Text Files: 2:1 to 8:1 (depending on redundancy)
Program Code: 3:1 to 6:1 (lots of repeated patterns)
Database Files: 2:1 to 10:1 (varies by data type)
Images (lossless): 1.5:1 to 3:1 (PNG compression)
Images (lossy): 5:1 to 50:1 (JPEG quality dependent)
Audio (lossy): 8:1 to 12:1 (MP3 at various bitrates)
Video (lossy): 20:1 to 200:1 (highly variable)

Factors Affecting Compression

Data Entropy: Random data compresses poorly
Redundancy: Repetitive data compresses well
File Type: Some formats are already compressed
Algorithm Choice: Different algorithms suit different data
Quality Settings: Higher quality = larger files

Choosing the Right Compression Method

Selecting the appropriate compression method depends on your specific requirements and constraints:

Decision Framework

Key Questions

Can you afford any quality loss?
How important is compression speed?
What's your target file size?
How often will files be accessed?
What's your available processing power?

Use Case Guidelines

Archival Storage: Use maximum lossless compression (7Z, LZMA)
Web Delivery: Balance size and speed (Brotli, WebP)
Real-time Applications: Prioritize speed (fast DEFLATE, hardware acceleration)
Mobile Applications: Optimize for battery life and bandwidth
Professional Media: Use high-quality lossy or lossless formats
Backup Systems: Focus on reliability and compression ratio

Practical Compression Examples

Let's examine real-world compression scenarios to understand how different methods perform:

Example 1: Website Optimization

Scenario: E-commerce Website

Challenge: Reduce page load times while maintaining image quality

Solution: Use WebP for product images (30% smaller than JPEG), Brotli for text compression (20% better than GZIP)
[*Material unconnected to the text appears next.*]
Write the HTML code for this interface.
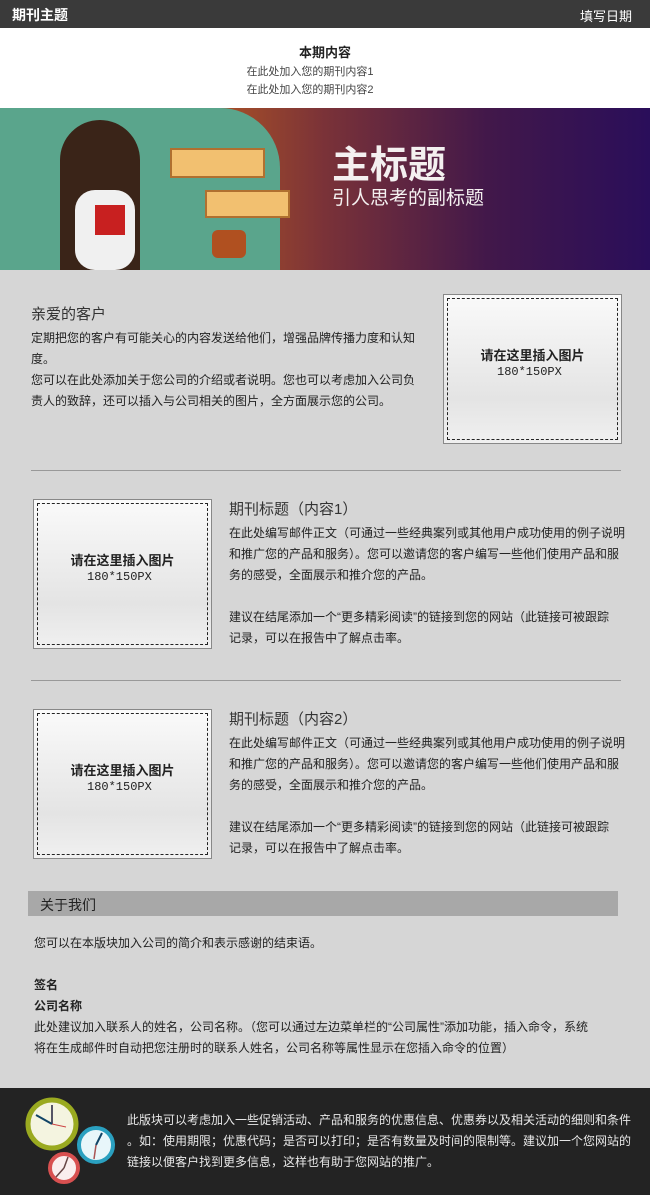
<!DOCTYPE html>
<html><head><meta charset="utf-8"><style>
*{margin:0;padding:0;box-sizing:border-box}
body{width:650px;height:1195px;background:#d6d6d6;font-family:"Liberation Sans","Noto Sans CJK SC",sans-serif;color:#222;position:relative;overflow:hidden}
.a{position:absolute;white-space:nowrap}
.t{font-size:12px;line-height:21px}
.box{position:absolute;width:179px;height:150px;border:1px solid #888;background:linear-gradient(#fafafa,#e4e4e4 70%,#f0f0f0);}
.box:before{content:"";position:absolute;left:3px;top:3px;right:3px;bottom:3px;border:1px dashed #222}
.box b{position:absolute;top:50px;left:0;width:100%;text-align:center;font-size:13px}
.box i{position:absolute;top:70px;left:53px;font-style:normal;font-size:12px;font-family:"Liberation Mono",monospace}
.hr{position:absolute;left:31px;width:590px;height:1px;background:#999}
</style></head><body>
<div class="a" style="left:0;top:0;width:650px;height:28px;background:#3a3a3a"></div>
<div class="a" style="left:12px;top:5px;color:#fff;font-size:14px;font-weight:bold">期刊主题</div>
<div class="a" style="left:580px;top:6px;color:#fff;font-size:13px">填写日期</div>
<div class="a" style="left:0;top:28px;width:650px;height:80px;background:#fff"></div>
<div class="a" style="left:0;top:42px;width:650px;text-align:center;font-size:13px;font-weight:bold">本期内容</div>
<div class="a" style="left:0;top:63px;width:620px;text-align:center;font-size:11px;color:#444;line-height:18px">在此处加入您的期刊内容1<br>在此处加入您的期刊内容2</div>
<div class="a" style="left:0;top:108px;width:650px;height:162px;background:linear-gradient(90deg,#e07a20 0%,#c0601e 25%,#7a3238 50%,#42184a 75%,#2a0e5a 100%)"></div>
<div class="a" style="left:0;top:108px;width:280px;height:162px;background:#5aa58c;border-radius:0 60px 0 0"></div>
<div class="a" style="left:60px;top:120px;width:80px;height:150px;background:#3a2418;border-radius:40px 40px 0 0"></div>
<div class="a" style="left:75px;top:190px;width:60px;height:80px;background:#f0f0f0;border-radius:20px"></div>
<div class="a" style="left:95px;top:205px;width:30px;height:30px;background:#c82020"></div>
<div class="a" style="left:170px;top:148px;width:95px;height:30px;background:#f2c070;border:2px solid #b07030"></div>
<div class="a" style="left:205px;top:190px;width:85px;height:28px;background:#f2c070;border:2px solid #b07030"></div>
<div class="a" style="left:212px;top:230px;width:34px;height:28px;background:#b05020;border-radius:6px"></div>
<div class="a" style="left:332px;top:134px;color:#f4f0f0;font-size:38px;font-weight:bold">主标题</div>
<div class="a" style="left:332px;top:183px;color:#f4f0f0;font-size:19px">引人思考的副标题</div>

<div class="a" style="left:31px;top:303px;font-size:15px;color:#333">亲爱的客户</div>
<div class="a t" style="left:31px;top:328px;color:#222">定期把您的客户有可能关心的内容发送给他们，增强品牌传播力度和认知<br>度。<br>您可以在此处添加关于您公司的介绍或者说明。您也可以考虑加入公司负<br>责人的致辞，还可以插入与公司相关的图片，全方面展示您的公司。</div>
<div class="box" style="left:443px;top:294px"><b>请在这里插入图片</b><i>180*150PX</i></div>
<div class="hr" style="top:470px"></div>

<div class="box" style="left:33px;top:499px"><b>请在这里插入图片</b><i>180*150PX</i></div>
<div class="a" style="left:229px;top:498px;font-size:15px;color:#333">期刊标题（内容1）</div>
<div class="a t" style="left:229px;top:523px">在此处编写邮件正文（可通过一些经典案列或其他用户成功使用的例子说明<br>和推广您的产品和服务）。您可以邀请您的客户编写一些他们使用产品和服<br>务的感受，全面展示和推介您的产品。<br><br>建议在结尾添加一个“更多精彩阅读”的链接到您的网站（此链接可被跟踪<br>记录，可以在报告中了解点击率。</div>
<div class="hr" style="top:680px"></div>

<div class="box" style="left:33px;top:709px"><b>请在这里插入图片</b><i>180*150PX</i></div>
<div class="a" style="left:229px;top:708px;font-size:15px;color:#333">期刊标题（内容2）</div>
<div class="a t" style="left:229px;top:733px">在此处编写邮件正文（可通过一些经典案列或其他用户成功使用的例子说明<br>和推广您的产品和服务）。您可以邀请您的客户编写一些他们使用产品和服<br>务的感受，全面展示和推介您的产品。<br><br>建议在结尾添加一个“更多精彩阅读”的链接到您的网站（此链接可被跟踪<br>记录，可以在报告中了解点击率。</div>

<div class="a" style="left:28px;top:891px;width:590px;height:25px;background:#a8a8a8"></div>
<div class="a" style="left:40px;top:895px;font-size:14px;color:#222">关于我们</div>
<div class="a" style="left:34px;top:934px;font-size:12px">您可以在本版块加入公司的简介和表示感谢的结束语。</div>
<div class="a t" style="left:34px;top:975px;font-weight:bold">签名<br>公司名称</div>
<div class="a t" style="left:34px;top:1017px">此处建议加入联系人的姓名，公司名称。（您可以通过左边菜单栏的“公司属性”添加功能，插入命令，系统<br>将在生成邮件时自动把您注册时的联系人姓名，公司名称等属性显示在您插入命令的位置）</div>

<div class="a" style="left:0;top:1088px;width:650px;height:107px;background:#232323"></div>
<svg class="a" style="left:20px;top:1095px" width="100" height="95">
<circle cx="32" cy="29" r="24" fill="#f4f4e0" stroke="#9aaa20" stroke-width="5"/>
<line x1="32" y1="29" x2="32" y2="10" stroke="#556" stroke-width="2"/><line x1="32" y1="29" x2="16" y2="20" stroke="#146" stroke-width="2"/><line x1="32" y1="29" x2="46" y2="32" stroke="#c44" stroke-width="1"/>
<circle cx="76" cy="50" r="17" fill="#e8f6fa" stroke="#2aa0c0" stroke-width="4"/>
<line x1="76" y1="50" x2="82" y2="38" stroke="#146" stroke-width="2"/><line x1="76" y1="50" x2="74" y2="64" stroke="#a55" stroke-width="1.5"/>
<circle cx="44" cy="73" r="14" fill="#faeeee" stroke="#d85050" stroke-width="4"/>
<line x1="44" y1="73" x2="48" y2="62" stroke="#644" stroke-width="1.5"/><line x1="44" y1="73" x2="36" y2="82" stroke="#644" stroke-width="1.5"/>
</svg>
<div class="a" style="left:127px;top:1110px;font-size:12px;line-height:21px;color:#e8e8e8">此版块可以考虑加入一些促销活动、产品和服务的优惠信息、优惠券以及相关活动的细则和条件<br>。如：使用期限；优惠代码；是否可以打印；是否有数量及时间的限制等。建议加一个您网站的<br>链接以便客户找到更多信息，这样也有助于您网站的推广。</div>
</body></html>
Result: 40% faster page loads, improved SEO rankings

Example 2: Data Backup

Scenario: Corporate Data Backup

Challenge: Store 10TB of mixed business data efficiently

Solution: Use 7Z with LZMA2 for maximum compression

Result: Reduced to 2TB (5:1 ratio), saving $8,000/year in cloud storage

Example 3: Video Streaming

Scenario: Video Streaming Platform

Challenge: Deliver high-quality video to users with varying bandwidth

Solution: Use H.264/H.265 with adaptive bitrate streaming

Result: 50% bandwidth reduction while maintaining perceived quality

The Future of File Compression

Compression technology continues to evolve with new algorithms, hardware acceleration, and AI-driven approaches:

Emerging Technologies

AI-Powered Compression: Machine learning algorithms that adapt to specific data types
Hardware Acceleration: Dedicated compression chips in CPUs and GPUs
Quantum Compression: Theoretical quantum algorithms for exponential improvements
Context-Aware Compression: Algorithms that understand data semantics
Real-time Optimization: Dynamic compression based on network conditions

Industry Trends

Green Computing: Energy-efficient compression for environmental sustainability
Edge Computing: Lightweight compression for IoT and mobile devices
5G Networks: New compression standards optimized for high-speed networks
Cloud-Native: Compression designed specifically for cloud storage and computing

As data volumes continue to grow exponentially, compression technology will play an increasingly critical role in making data storage and transmission efficient and cost-effective.